While there has been shown and described what are at present considered the preferred embodiments of the invention, it will be obvious to those skilled in the art that various changes and modifications may be made therein without departing from the scope of the invention as defined by the appended claims.

Claims

What is claimed is:

1. A high temperature induction furnace for heating a quantity of material passing therethrough, said furnace comprising:

a housing member defining a chamber, said housing member comprised of a thermally conductive material and having an inlet port and exit port therein;

a tubular susception member within said chamber, said susceptor member positioned relative to said inlet and exit ports and adapted for having said quantity of material pass therethrough;

a refractory medium positioned substantially about said tubular susceptor member; and

means within said chamber and substantially about said refractory medium for inducing electrical current within said tubular susceptor member and for cooling said tubular susceptor member and said refractory medium.

2. The induction furnace according to claim 1 wherein said means for inducing electrical current within said tubular susceptor member and for cooling said tubular susceptor member and said refractory medium comprises an electrically conductive coil member positioned substantially about said refractory medium, said coil member adapted for having a cooling fluid pass therethrough.

3. The furnace according to claim 1 wherein said thermally conductive material for said housing member is copper.

4. The furnace according to claim 1 wherein said tubular susceptor member is comprised of tungsten.

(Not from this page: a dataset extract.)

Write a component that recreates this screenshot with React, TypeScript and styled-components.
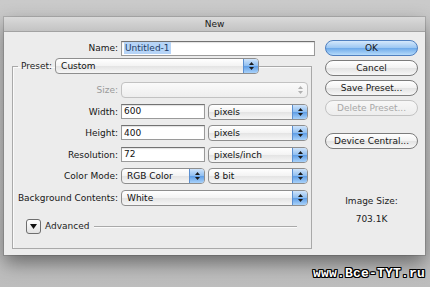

5. The furnace according to claim 1 wherein said refractory medium positioned substantially about said tubular susceptor member is comprised of zirconium oxide.

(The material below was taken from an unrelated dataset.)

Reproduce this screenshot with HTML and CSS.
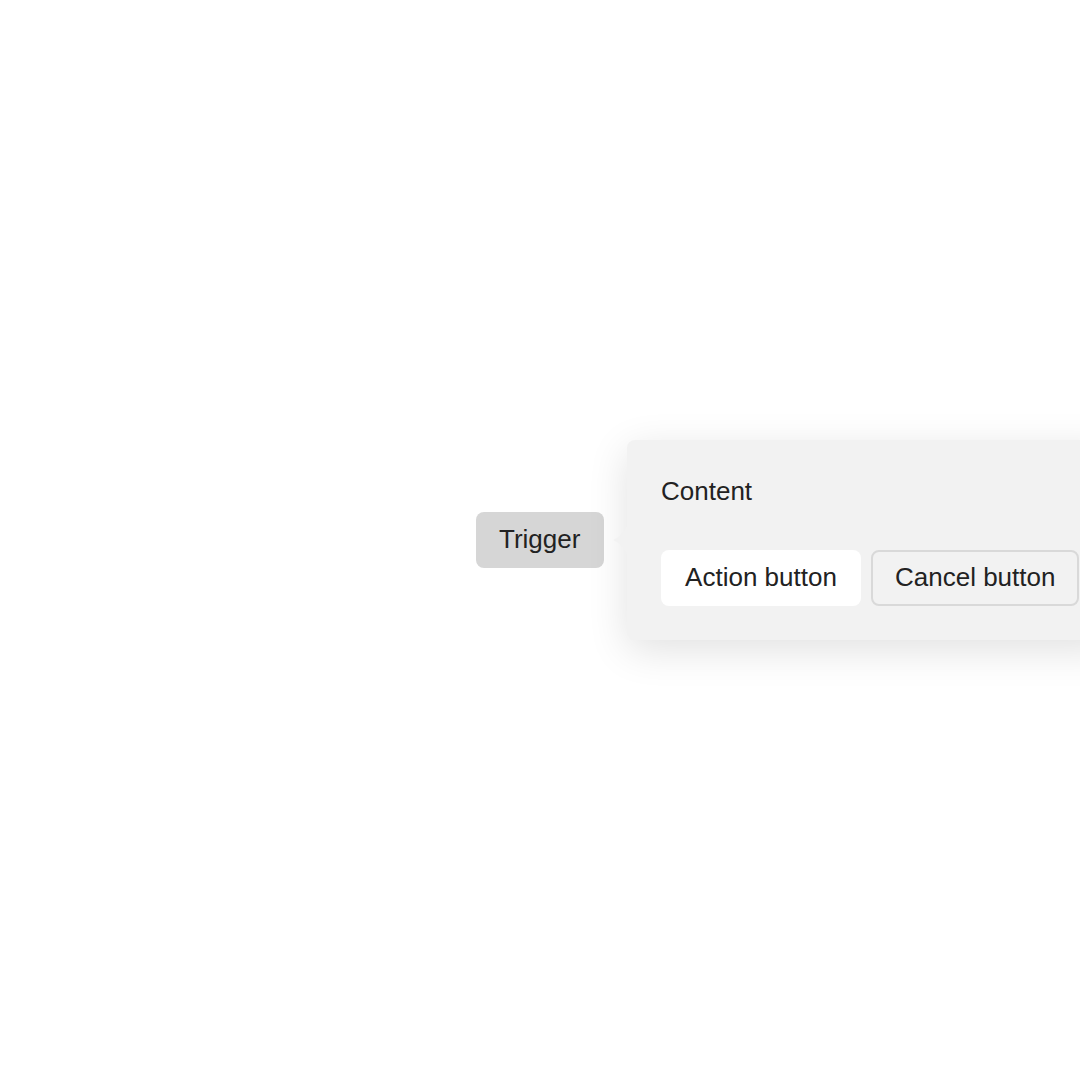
FILE: index.html
```html
<!DOCTYPE html>
<html>
<head>
<meta charset="utf-8">
<link rel="stylesheet" href="styles.css">
</head>
<body>
<div class="anchor">
  <button class="trigger">Trigger</button>
  <div class="popover">
    <svg class="arrow" width="16" height="36" viewBox="0 0 16 36"><path d="M16 2 C12 11 6 16 1 18 C6 20 12 25 16 34 Z" fill="#f2f2f2"/></svg>
    <div class="content">Content</div>
    <div class="actions">
      <button class="btn action">Action button</button>
      <button class="btn cancel">Cancel button</button>
    </div>
  </div>
</div>
</body>
</html>
```
FILE: styles.css
```css
html, body {
  margin: 0;
  height: 100%;
  overflow: hidden;
  background: #fff;
}
body {
  display: flex;
  align-items: center;
  justify-content: center;
  font-family: "Liberation Sans", Arial, sans-serif;
  color: #222;
}
.anchor {
  position: relative;
}
.trigger {
  display: block;
  font: inherit;
  font-size: 26px;
  color: #222;
  background: #d6d6d6;
  border: none;
  border-radius: 8px;
  height: 56px;
  padding: 0 25px 2px 23px;
  width: 128px;
}
.popover {
  position: absolute;
  left: calc(100% + 23px);
  top: 50%;
  transform: translateY(-50%);
  background: #f2f2f2;
  border-radius: 8px;
  padding: 34px;
  white-space: nowrap;
  box-shadow: 0 10px 40px rgba(0, 0, 0, 0.12);
  font-size: 26px;
}
.arrow {
  position: absolute;
  left: -15px;
  top: 50%;
  transform: translateY(-50%);
}
.content {
  line-height: 34px;
  height: 34px;
  margin-bottom: 42px;
}
.actions {
  display: flex;
  gap: 10px;
}
.btn {
  font: inherit;
  color: #222;
  height: 56px;
  border-radius: 8px;
  padding: 0 24px 2px;
}
.action {
  background: #fff;
  border: none;
  width: 200px;
}
.cancel {
  background: #f2f2f2;
  border: 2px solid #d9d9d9;
  padding: 0 22px 2px;
  width: 208px;
}
```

6. The furnace according to claim 1 wherein said refractory medium positioned substantially about said tubular susceptor member is comprised of aluminum oxide.

7. The furnace according to claim 1 further including means for introducing a non-oxidizing medium within said chamber of said housing member.

8. The furnace according to claim 7 wherein said nonoxidizing medium is hydrogen.

9. The furnace according to claim 2 wherein said coil member is comprised of copper.

10. A method for heating to a preestablished temperature a quantity of material passing through an induction furnace utilizing a tubular susceptor member adapted for having said quantity of material pass therethrough, a refractory medium positioned substantially about said tubular susceptor member, and means positioned substantially about said refractory medium for inducing electrical current within said tubular susceptor member and for cooling said tubular susceptor member and said refractory medium, said method comprising:

applying electrical energy to said means positioned substantially about said refractory medium to induce electrical current within said tubular susceptor member to cause said susceptor member to become heated substantially to said preestablished temperature; and

passing said quantity of material through said tubular susceptor member within said furnace at a preestablished rate whereby said material will become heated to said preestablished temperature.

11. The method according to claim 10 wherein said preestablished temperature is greater than 2,000.degree.C.